I understand that legal services are expensive, but look at it this way: how would you like it if your boss told you he wasn't going to give you your paycheck because the company doesn't have the money? I don't imagine you'd like that very much; I'd be pretty surprised if you stayed at that job, even. So why should anyone expect an attorney to work for free because you're "pro bono"? If you want to pursue legal action, you need to be able to pay for it. If you can't, you need to look at public aid or the various legal charitable organizations that serve low-income individuals. Many attorneys, myself included, volunteer for such organizations and handle cases pro bono, but we do it through the proper channels. After all, how I do know you can't pay me (especially if you have a house, a nice car, a good job, etc.). Most people can find the money if they need to, you just need to examine your priorities.

5

Waiting until after the fact

This one isn't a statement as much as an action. Speaking for myself, I handle litigation (lawsuits), including defending people in a variety of civil actions. Most every claim has some potential defenses - BUT, and here's the big BUT, if these defenses are going to work, I need to be involved EARLY! I'm not a miracle worker, and the reality is, once you get a judgment against you, or a series of rulings, etc., it's usually impossible for an attorney to do much.
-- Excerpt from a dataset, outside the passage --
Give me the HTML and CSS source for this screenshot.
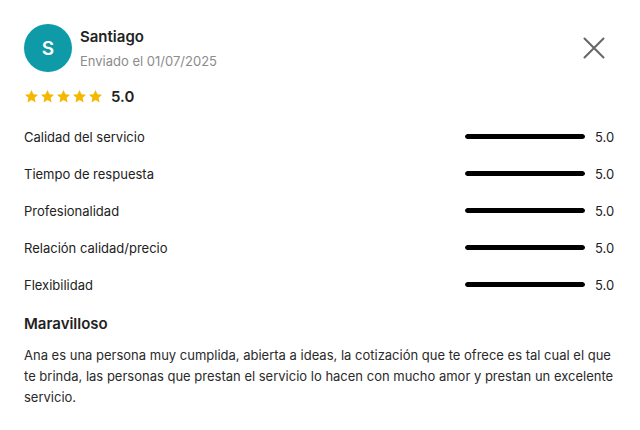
FILE: index.html
```html
<!DOCTYPE html>
<html lang="es">
<head>
<meta charset="utf-8">
<link rel="stylesheet" href="styles.css">
</head>
<body>
<div class="card">
  <div class="header">
    <div class="avatar">S</div>
    <div class="who">
      <div class="name">Santiago</div>
      <div class="date">Enviado el 01/07/2025</div>
    </div>
    <button class="close" aria-label="Cerrar">
      <svg width="22" height="22" viewBox="0 0 22 22"><path d="M1.5 1.5 L20.5 20.5 M20.5 1.5 L1.5 20.5" stroke="#666" stroke-width="2" stroke-linecap="round" fill="none"/></svg>
    </button>
  </div>
  <div class="overall">
    <div class="stars">
      <svg class="star" viewBox="0 0 24 24"><path d="M12 1.5l3.1 6.9 7.4.7-5.6 5 1.7 7.4L12 17.6l-6.6 3.9 1.7-7.4-5.6-5 7.4-.7z"/></svg>
      <svg class="star" viewBox="0 0 24 24"><path d="M12 1.5l3.1 6.9 7.4.7-5.6 5 1.7 7.4L12 17.6l-6.6 3.9 1.7-7.4-5.6-5 7.4-.7z"/></svg>
      <svg class="star" viewBox="0 0 24 24"><path d="M12 1.5l3.1 6.9 7.4.7-5.6 5 1.7 7.4L12 17.6l-6.6 3.9 1.7-7.4-5.6-5 7.4-.7z"/></svg>
      <svg class="star" viewBox="0 0 24 24"><path d="M12 1.5l3.1 6.9 7.4.7-5.6 5 1.7 7.4L12 17.6l-6.6 3.9 1.7-7.4-5.6-5 7.4-.7z"/></svg>
      <svg class="star" viewBox="0 0 24 24"><path d="M12 1.5l3.1 6.9 7.4.7-5.6 5 1.7 7.4L12 17.6l-6.6 3.9 1.7-7.4-5.6-5 7.4-.7z"/></svg>
    </div>
    <span class="score">5.0</span>
  </div>
  <div class="ratings">
    <div class="row"><span class="label">Calidad del servicio</span><span class="bar"><span class="fill" style="width:100%"></span></span><span class="val">5.0</span></div>
    <div class="row"><span class="label">Tiempo de respuesta</span><span class="bar"><span class="fill" style="width:100%"></span></span><span class="val">5.0</span></div>
    <div class="row"><span class="label">Profesionalidad</span><span class="bar"><span class="fill" style="width:100%"></span></span><span class="val">5.0</span></div>
    <div class="row"><span class="label">Relación calidad/precio</span><span class="bar"><span class="fill" style="width:100%"></span></span><span class="val">5.0</span></div>
    <div class="row"><span class="label">Flexibilidad</span><span class="bar"><span class="fill" style="width:100%"></span></span><span class="val">5.0</span></div>
  </div>
  <h2 class="title">Maravilloso</h2>
  <p class="text">Ana es una persona muy cumplida, abierta a ideas, la cotización que te ofrece es tal cual el que te brinda, las personas que prestan el servicio lo hacen con mucho amor y prestan un excelente servicio.</p>
</div>
</body>
</html>
```
FILE: styles.css
```css
* { box-sizing: border-box; }
html, body { margin: 0; padding: 0; background: #fff; }
body { font-family: "Inter", "Liberation Sans", sans-serif; color: #222; }
.card { width: 640px; padding: 24px 24px 0 24px; }
.header { display: flex; align-items: flex-start; }
.avatar {
  width: 48px; height: 48px; border-radius: 50%;
  background: #0e9aa7; color: #fff;
  display: flex; align-items: center; justify-content: center;
  font-size: 19px; font-weight: 600;
}
.who { margin-left: 8px; flex: 1; padding-top: 3px; }
.name { font-size: 15px; font-weight: 600; color: #222; line-height: 20px; }
.date { font-size: 13px; color: #8c8c8c; line-height: 20px; margin-top: 4px; }
.close { border: 0; background: none; padding: 0; margin: 13px 11px 0 0; width: 22px; height: 22px; cursor: pointer; }
.close svg { display: block; }
.overall { display: flex; align-items: center; margin-top: 14px; height: 20px; }
.stars { display: flex; gap: 1px; }
.star { width: 15px; height: 15px; fill: #f5b800; display: block; }
.score { margin-left: 8px; font-size: 15px; font-weight: 600; color: #222; }
.ratings { margin-top: 12px; }
.row { display: flex; align-items: center; height: 37px; font-size: 13px; color: #222; }
.label { flex: 1; }
.bar { width: 120px; height: 5px; border-radius: 3px; background: #e6e6e6; overflow: hidden; display: block; }
.fill { display: block; height: 100%; background: #000; border-radius: 3px; }
.val { width: 31px; padding-left: 10px; }
.title { margin: 11px 0 0 0; font-size: 15px; font-weight: 600; color: #222; line-height: 20px; }
.text { margin: 11px 0 0 0; font-size: 13px; line-height: 21px; color: #2a2a2a; }
```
The time to get an attorney is when you're FIRST served with a lawsuit, not after a judgment. I think people think they can "do it themselves" and they don't realize they can't until it's too late. Unfortunately, if you mess your case up by doing the wrong things, even the best attorney can't usually fix it (there are SOME exceptions, of course, but not many). Don't wait too late. Get an attorney earlier rather than later.